Pourtant, depuis 2018, l’Insee, service public de la statistique et de l’étude des données chiffrées en France, a jugé nécessaire d’investir dans une technologie de pointe pour analyser précisément l’évolution des prix de la SNCF. En effet, sous couvert de “modernisation”, l’entreprise ferroviaire a totalement abandonné la lisibilité des prix qui prévalait jusqu’en 2007 pour adopter la méthode du “yield management”. Autrement dit, les prix varient en permanence en fonction de la demande. 

Finie l’égalité républicaine où chaque kilomètre en train coûtait le même prix aux citoyens, bienvenue dans le monde sauvage du capitalisme ultralibéralisé.

Pour y voir clair, l’Insee a donc dû mettre au point un robot qui analyse en permanence l’évolution des prix des billets de trains en ligne. Le service Check News de Libération nous dévoile en détail le fonctionnement : Quotidiennement, un robot recueille les prix des billets avec quatre antériorités d’achat (deux jours, dix jours, trente jours et soixante jours avant le départ du train), suivant deux profils de consommateurs (avec ou sans carte de réduction) et différents horaires dans la journée pour un échantillon de 250 trajets. Cette méthode de collecte concerne les trains grandes lignes et les trains régionaux”. Résultat : une hausse de 14,6% sur un an. 

L’explication est finalement assez simple : les Français ont moins de pouvoir d’achat, ils ont donc payé des trajets moins chers. 

Ainsi, malgré la hausse de chaque billet de train, le prix moyen dégringole.

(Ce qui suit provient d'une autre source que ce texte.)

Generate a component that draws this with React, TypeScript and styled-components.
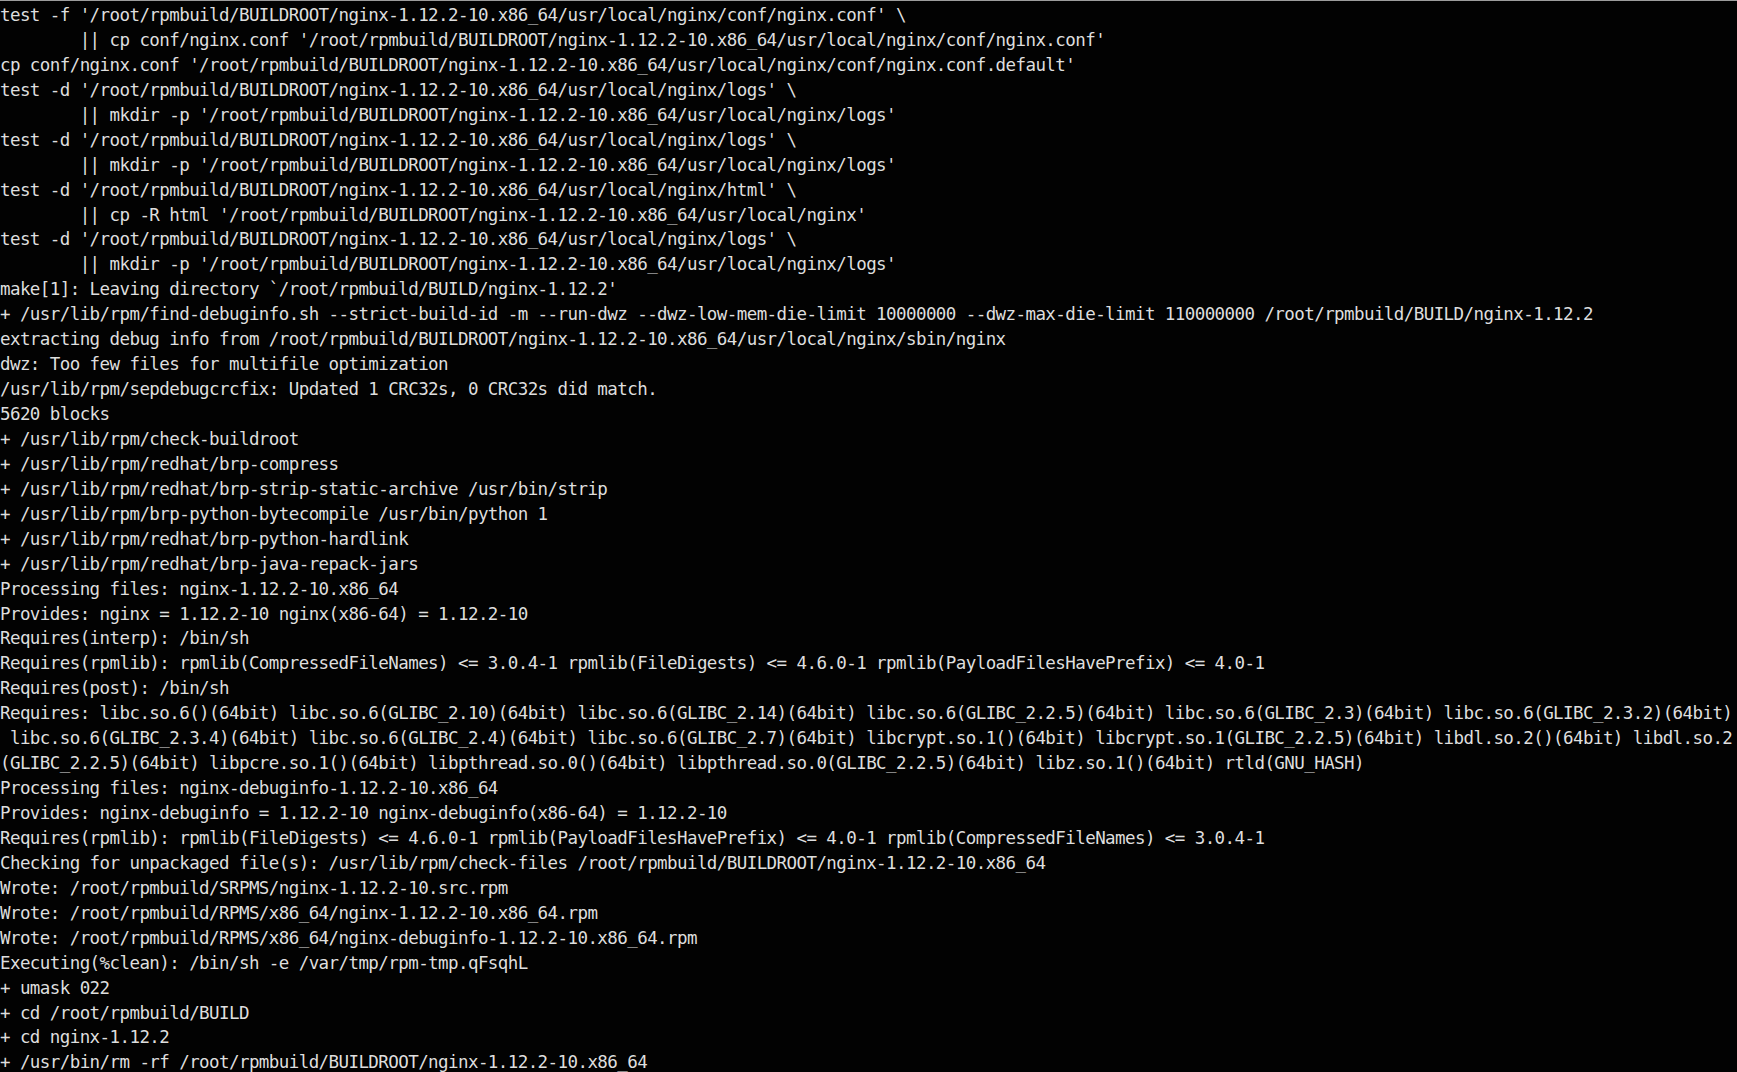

Aucunement le résultat d’efforts intenses, presque de cadeau de l’entreprise ferroviaire, non juste le résultat logique d’une crise sociale. Plus personne ne peut se payer les prix plein pot, les usagers s’arrachent donc les promotions, et quand il n’y en a plus, ils renoncent à voyager. Simple, basique. Des réductions alléchantes pour quelques gueux chanceux. A côté de ça, des billets que seule la bourgeoisie peut se payer et vous obtenez un patron tout heureux de pouvoir annoncer que grâce à sa bonne gestion, les prix ont baissé. Habile.

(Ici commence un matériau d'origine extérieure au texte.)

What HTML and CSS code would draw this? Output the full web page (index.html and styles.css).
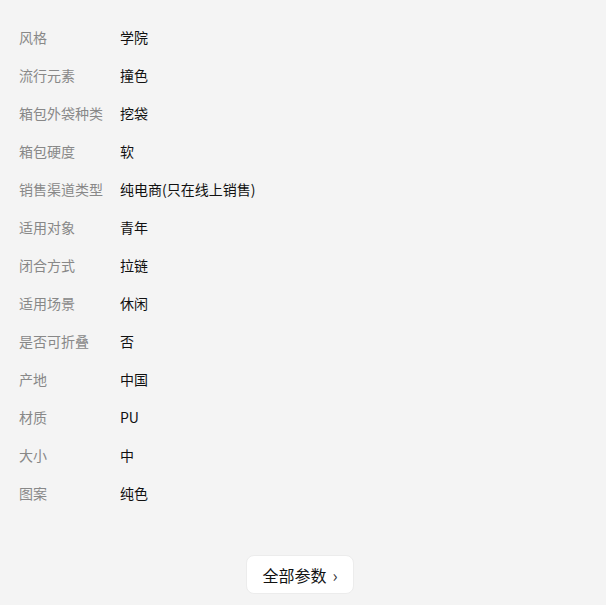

Face à la crédibilité du travail de l’Insee et la grogne des usagers, Christophe Fanichet a dû faire locomotive arrière. 

Sa nouvelle ligne de défense : les prix ont baissé par rapport à 2019 (avant donc le lancement du dérangeant robot analyseur de l’Insee). Seulement voilà, le problème n’est pas là. C’est trop cher. Beaucoup trop cher. Complètement en décalage avec les aspirations du peuple et les nécessités du temps. Si c’était encore plus cher en 2019, et bien c’était juste plus honteux encore à ce moment-là. Surtout, si la moindre baisse prix des billets est directement répercutée sur le prix de l’unique source d’eau du train, on ne voit pas bien ce qu’y gagnent les voyageurs, en particulier pendant les canicules, dont le nombre augmente chaque année.

Finalement, ce sont les générations futures qui paieront la facture de ce démantèlement programmé d’un service public qui faisait autrefois la fierté de notre pays. Avec des tarifs aussi exorbitants, la SNCF décourage d’utiliser un moyen de transport écologique. Malgré la hausse des prix du carburant, les voyages en voiture et surtout en avion sont bien plus abordables. 

Le monde va à la catastrophe climatique, et ce n’est pas en jouant sur des tableaux excel pour grappiller quelques malheureux centimes par-ci par-là que la France sera à la hauteur de l’enjeu qui menace la civilisation humaine. Le train est l’unique solution durable pour le transport de masse et sur longue distance. Le peuple doit pouvoir en jouir pleinement et simplement pour travailler, s’enrichir et prendre soin de ses proches. Il est temps de rétablir la souveraineté populaire sur le service des transports.

Il ne faudra pas compter sur Macron pour cela. Son gouvernement préfère regarder passer les trains.